Si le Trithéisme est ainsi sauvé, sa réputation ailleurs qu’en Vizan s’effondre dès les années suivantes puisqu’il est perçu, non sans quelques bonnes raisons, comme la justification morale d’une politique nationale, capable de renouer avec les exactions des Zahires de l’Antiquité. Le souvenir de cette instrumentalisation interdira quasiment toute expansion ultérieure du Trithéisme jusqu’à nos jours. Certes, depuis plusieurs siècles, il existe des temples relevant du Trithéisme ailleurs qu’en Vizan, notamment en Okhpuhr, seul autre pays de Derenworld où il soit majoritaire.

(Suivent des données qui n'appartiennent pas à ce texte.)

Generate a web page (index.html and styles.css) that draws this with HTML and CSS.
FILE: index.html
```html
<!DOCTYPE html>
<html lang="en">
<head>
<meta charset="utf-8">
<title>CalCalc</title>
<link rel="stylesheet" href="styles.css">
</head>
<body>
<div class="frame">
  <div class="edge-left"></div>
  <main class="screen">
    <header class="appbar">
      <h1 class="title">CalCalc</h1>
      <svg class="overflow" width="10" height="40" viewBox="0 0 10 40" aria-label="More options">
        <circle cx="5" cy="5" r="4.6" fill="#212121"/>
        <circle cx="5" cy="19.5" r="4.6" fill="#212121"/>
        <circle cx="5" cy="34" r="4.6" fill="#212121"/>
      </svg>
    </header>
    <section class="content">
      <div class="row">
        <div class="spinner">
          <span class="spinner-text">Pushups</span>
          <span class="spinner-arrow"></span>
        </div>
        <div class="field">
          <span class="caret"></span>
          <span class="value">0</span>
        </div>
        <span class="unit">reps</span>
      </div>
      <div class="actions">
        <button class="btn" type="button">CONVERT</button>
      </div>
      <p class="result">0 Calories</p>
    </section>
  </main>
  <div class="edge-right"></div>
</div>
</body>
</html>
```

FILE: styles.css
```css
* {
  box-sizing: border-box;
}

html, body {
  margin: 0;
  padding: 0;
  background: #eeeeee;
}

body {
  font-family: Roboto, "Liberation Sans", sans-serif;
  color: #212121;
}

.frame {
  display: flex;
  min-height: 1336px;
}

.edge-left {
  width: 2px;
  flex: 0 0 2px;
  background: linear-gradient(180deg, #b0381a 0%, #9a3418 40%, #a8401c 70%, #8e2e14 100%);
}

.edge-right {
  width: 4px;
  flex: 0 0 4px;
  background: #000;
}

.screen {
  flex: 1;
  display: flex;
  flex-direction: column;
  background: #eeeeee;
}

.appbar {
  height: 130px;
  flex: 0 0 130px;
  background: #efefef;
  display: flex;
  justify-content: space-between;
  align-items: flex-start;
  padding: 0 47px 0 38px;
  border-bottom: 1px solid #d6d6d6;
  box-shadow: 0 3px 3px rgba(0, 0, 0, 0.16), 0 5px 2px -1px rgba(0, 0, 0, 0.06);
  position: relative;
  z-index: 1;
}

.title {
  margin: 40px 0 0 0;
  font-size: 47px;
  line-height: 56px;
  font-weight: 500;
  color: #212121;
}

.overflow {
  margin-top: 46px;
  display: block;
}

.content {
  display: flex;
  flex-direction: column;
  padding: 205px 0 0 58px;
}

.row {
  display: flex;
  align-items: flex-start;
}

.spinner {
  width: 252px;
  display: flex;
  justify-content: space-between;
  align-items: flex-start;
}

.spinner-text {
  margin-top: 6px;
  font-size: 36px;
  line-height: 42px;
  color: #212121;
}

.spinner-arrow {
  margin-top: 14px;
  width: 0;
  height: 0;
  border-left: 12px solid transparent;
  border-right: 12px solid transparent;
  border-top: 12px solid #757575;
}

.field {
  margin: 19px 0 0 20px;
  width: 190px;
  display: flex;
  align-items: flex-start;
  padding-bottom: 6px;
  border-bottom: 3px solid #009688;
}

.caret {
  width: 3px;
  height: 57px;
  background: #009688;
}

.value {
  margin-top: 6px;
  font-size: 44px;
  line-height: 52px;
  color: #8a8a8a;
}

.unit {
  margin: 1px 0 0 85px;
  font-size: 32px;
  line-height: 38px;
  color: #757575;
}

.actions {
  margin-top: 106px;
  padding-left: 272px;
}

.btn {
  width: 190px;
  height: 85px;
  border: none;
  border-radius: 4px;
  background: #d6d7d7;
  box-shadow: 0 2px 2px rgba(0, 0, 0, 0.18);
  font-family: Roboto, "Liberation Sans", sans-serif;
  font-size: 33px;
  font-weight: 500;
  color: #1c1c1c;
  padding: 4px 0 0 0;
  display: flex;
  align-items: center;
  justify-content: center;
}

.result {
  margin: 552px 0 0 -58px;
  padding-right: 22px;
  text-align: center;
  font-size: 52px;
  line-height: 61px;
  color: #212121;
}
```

Le Trithéisme est également actif en Zevjapuhr, dans le sud-est de l’Empire, et en quelques lieux en Tangut. Néanmoins, il demeure quasi totalement absent sur les trois quarts du continent.

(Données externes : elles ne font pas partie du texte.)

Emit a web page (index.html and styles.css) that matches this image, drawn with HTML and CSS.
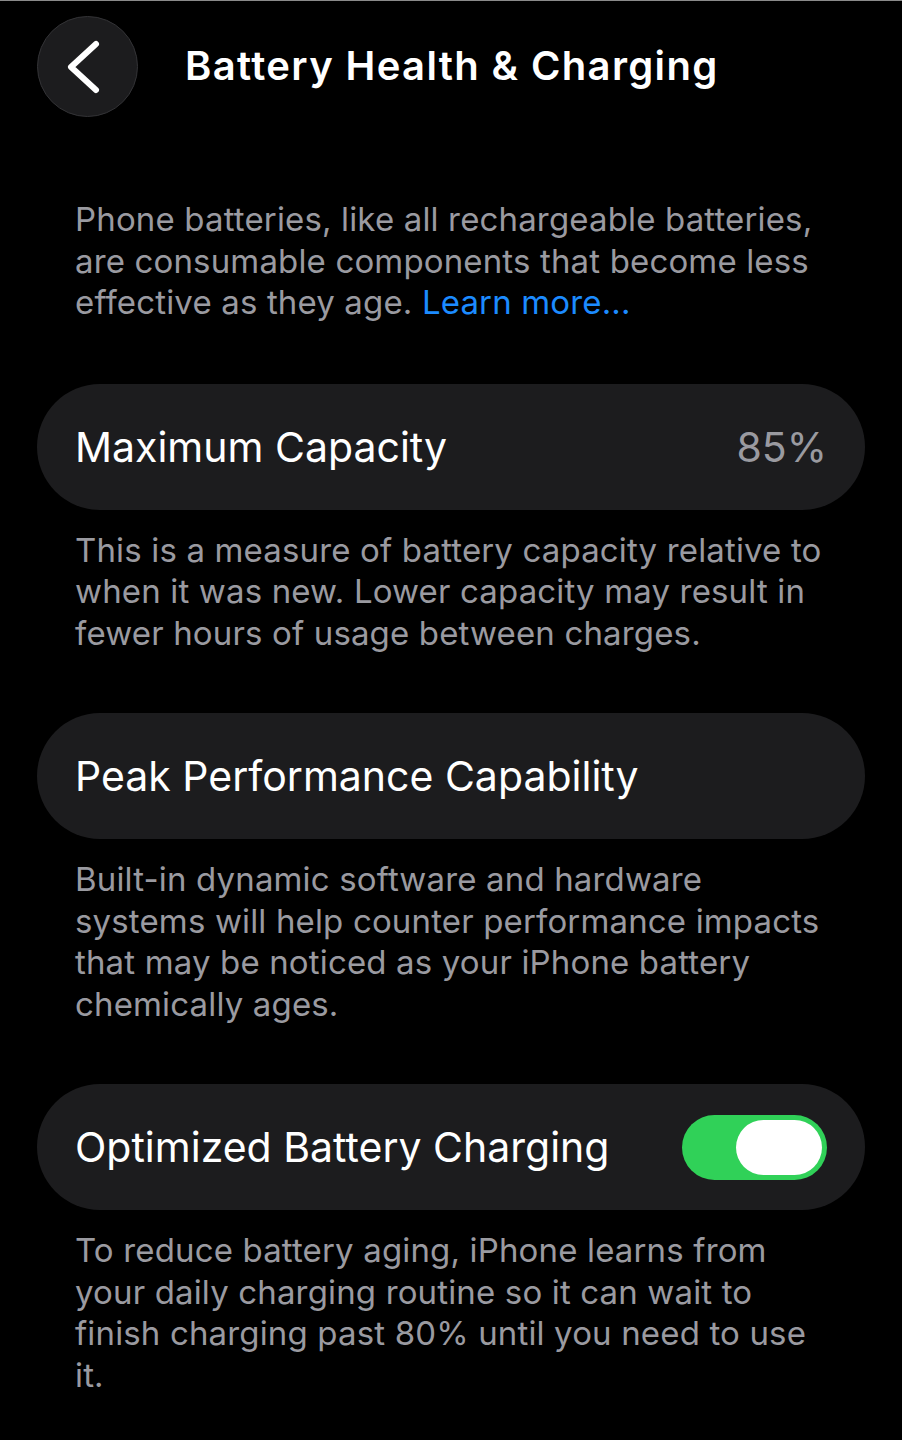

On pourrait croire étroite la relation entre Trithéisme et politique du fait qu’il s’agit d’une religion d’Etat. Il n’en est rien car cette relation est profondément asymétrique : si l’Etat du Vizan s’appuie sur le trithéisme pour marquer sa différence envers les autres contrées et pour en tirer certains profits idéologiques, le Trithéisme, lui, ne s’appuie aucunement sur l’Etat, Vizaner ou autre, et n’attend rien de lui. Par surcroît, ce système religieux est inhérent à la conscience sociale vizaner depuis tellement de millénaires qu’il en est indissociable. Les autres cultes peuvent s’implanter en Vizan, et le font d’ailleurs, mais sans jamais obtenir que des succès locaux qui nulle part ne représentent le moindre début de concurrence au Trithéisme. L’attitude des vizaners est assez bien résumée par leurs marins qui se moquent volontiers de matelots allant prendre leur assurance-vie chez Poséido tout en admettant tout aussi volontiers que ça ne fait de mal à personne.